PART 4: THE API-SI UNIT MODEL.

This part describes a unit model based on le Système International d'Unités (SI) from which a wide variety of units can be expressed. The unit model supports a general method for computing unit conversion coefficients for dimensionally-related units.

PART 5: API-SI UNIT SYMBOLS.

This part lists and defines the unit symbols recognized under the unit model described in Part 4.

PART 6: BASIC SCHEMA.

This part specifies the object types administered by POSC using organization code 0 (zero). This schema includes certain basic object types such as FILE-HEADER and ORIGIN, which are required by all implementations, as well as other object types such as FRAME and CHANNEL, which are standard mechanisms for describing the storage of dynamic (or bulk) data.

PART 7: BASIC SCHEMA DICTIONARY.

This part lists and describes reference values for attributes belonging to the basic schema.

PART 8: DLIS SCHEMA.

This part specifies the Digital Log Interchange Standard (DLIS) schema object types administered by POSC using organization code 66. This schema includes object types particularly oriented toward recording well log data.

PART 9: DLIS SCHEMA DICTIONARY.

This part lists and describes reference values for attributes belonging to the DLIS schema.
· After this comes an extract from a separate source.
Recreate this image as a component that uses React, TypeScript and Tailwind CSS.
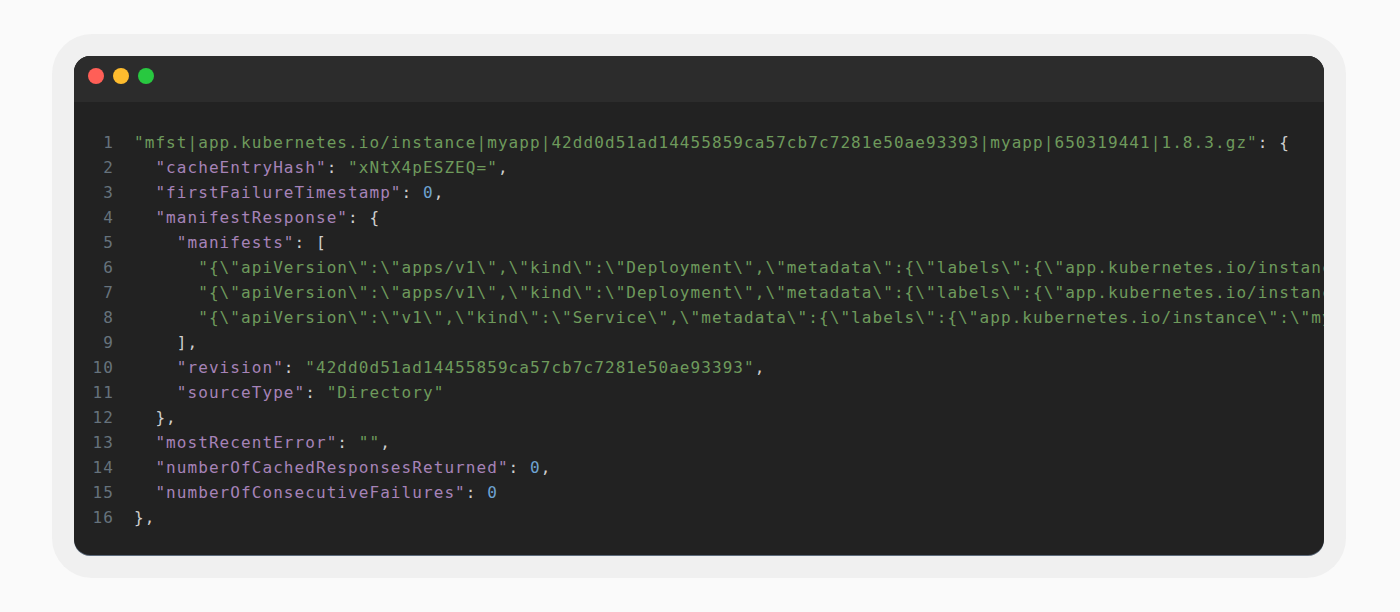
import React from 'react';

type Tok = { t: string; c: 'k' | 's' | 'n' | 'p' };

const k = (t: string): Tok => ({ t, c: 'k' });
const s = (t: string): Tok => ({ t, c: 's' });
const n = (t: string): Tok => ({ t, c: 'n' });
const p = (t: string): Tok => ({ t, c: 'p' });

const manifestA =
    '"{\\"apiVersion\\":\\"apps/v1\\",\\"kind\\":\\"Deployment\\",\\"metadata\\":{\\"labels\\":{\\"app.kubernetes.io/instance\\":\\"myapp\\"},\\"name\\":\\"myapp\\",\\"namespace\\":\\"default\\"}}"';
const manifestB =
    '"{\\"apiVersion\\":\\"v1\\",\\"kind\\":\\"Service\\",\\"metadata\\":{\\"labels\\":{\\"app.kubernetes.io/instance\\":\\"myapp\\"},\\"name\\":\\"myapp\\",\\"namespace\\":\\"default\\"}}"';

const lines: Tok[][] = [
    [s('"mfst|app.kubernetes.io/instance|myapp|42dd0d51ad14455859ca57cb7c7281e50ae93393|myapp|650319441|1.8.3.gz"'), p(': {')],
    [p('  '), k('"cacheEntryHash"'), p(': '), s('"xNtX4pESZEQ="'), p(',')],
    [p('  '), k('"firstFailureTimestamp"'), p(': '), n('0'), p(',')],
    [p('  '), k('"manifestResponse"'), p(': {')],
    [p('    '), k('"manifests"'), p(': [')],
    [p('      '), s(manifestA), p(',')],
    [p('      '), s(manifestA), p(',')],
    [p('      '), s(manifestB)],
    [p('    ],')],
    [p('    '), k('"revision"'), p(': '), s('"42dd0d51ad14455859ca57cb7c7281e50ae93393"'), p(',')],
    [p('    '), k('"sourceType"'), p(': '), s('"Directory"')],
    [p('  },')],
    [p('  '), k('"mostRecentError"'), p(': '), s('""'), p(',')],
    [p('  '), k('"numberOfCachedResponsesReturned"'), p(': '), n('0'), p(',')],
    [p('  '), k('"numberOfConsecutiveFailures"'), p(': '), n('0')],
    [p('},')],
];

const colorOf: Record<Tok['c'], string> = {
    k: 'text-[#a683b8]',
    s: 'text-[#6e9a5c]',
    n: 'text-[#6ea3d2]',
    p: 'text-[#cfcfcf]',
};

export default function App() {
    return (
        <div className="w-[1400px] h-[612px] bg-[#fafafa] pt-[34px] pl-[52px]">
            <div className="w-[1294px] h-[544px] bg-[#f0f0f0] rounded-[40px] p-[22px]">
                {/* Editor window */}
                <div className="w-[1250px] h-[499px] rounded-[16px] overflow-hidden bg-[#222222] shadow-[0_1px_0_#5d6b7c] flex flex-col">
                    {/* Title bar */}
                    <div className="h-[46px] bg-[#2c2c2c] flex items-start gap-[9px] pl-[14px] pt-[12px] shrink-0">
                        <span className="w-4 h-4 rounded-full bg-[#ff5f57]"></span>
                        <span className="w-4 h-4 rounded-full bg-[#febc2e]"></span>
                        <span className="w-4 h-4 rounded-full bg-[#28c840]"></span>
                    </div>

                    {/* Code */}
                    <div className="pt-[28px] font-['DejaVu_Sans_Mono',monospace] text-[16px] leading-[25px] tracking-[1.07px]">
                        {lines.map((line, i) => (
                            <div key={i} className="flex whitespace-pre">
                                <span className="w-[40px] shrink-0 text-right text-[#66727c]">{i + 1}</span>
                                <span className="pl-[20px] overflow-hidden">
                                    {line.map((tok, j) => (
                                        <span key={j} className={colorOf[tok.c]}>{tok.t}</span>
                                    ))}
                                </span>
                            </div>
                        ))}
                    </div>
                </div>
            </div>
        </div>
    );
}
APPENDIX A: ORGANIZATION CODES.

This appendix lists currently-assigned organization codes.

References

This document makes reference to the following entities (documents or organizations):

• [POSC] Petroleum Open Standards Consortium
• [RP66V1] Recommended Practice 66, Version 1 (RP66 V1)
• [API] American Petroleum Institute
• [ANSI-754] ANSI STD 754-1985 (IEEE Standard for Binary Floating Point Arithmetic)
• [IEEE] ANSI X3.4 (American Standard Code for Information Interchange (ASCII))
• [ASCII] ISO 8859-1 (Information processing - 8-bit single-byte coded graphic character sets - Part 1: Latin alphabet No. 1)
• [ANSI-260] ANSI STD 260-1978 (IEEE Standard Letter Symbols for Units of Measurement)
• [ISO] ISO 1000-1981 (E) (SI units and recommendations for the use of their multiples and of certain other units)
• [SPE] The SI Metric System of Units and SPE METRIC STANDARD
• [ISO-4217] ISO-4217 (Codes for the Representation of Currencies and Funds)
• [ISO-1000] ISO 1000-1981(E) (SI units and recommendations for the use of their multiples and of certain other units)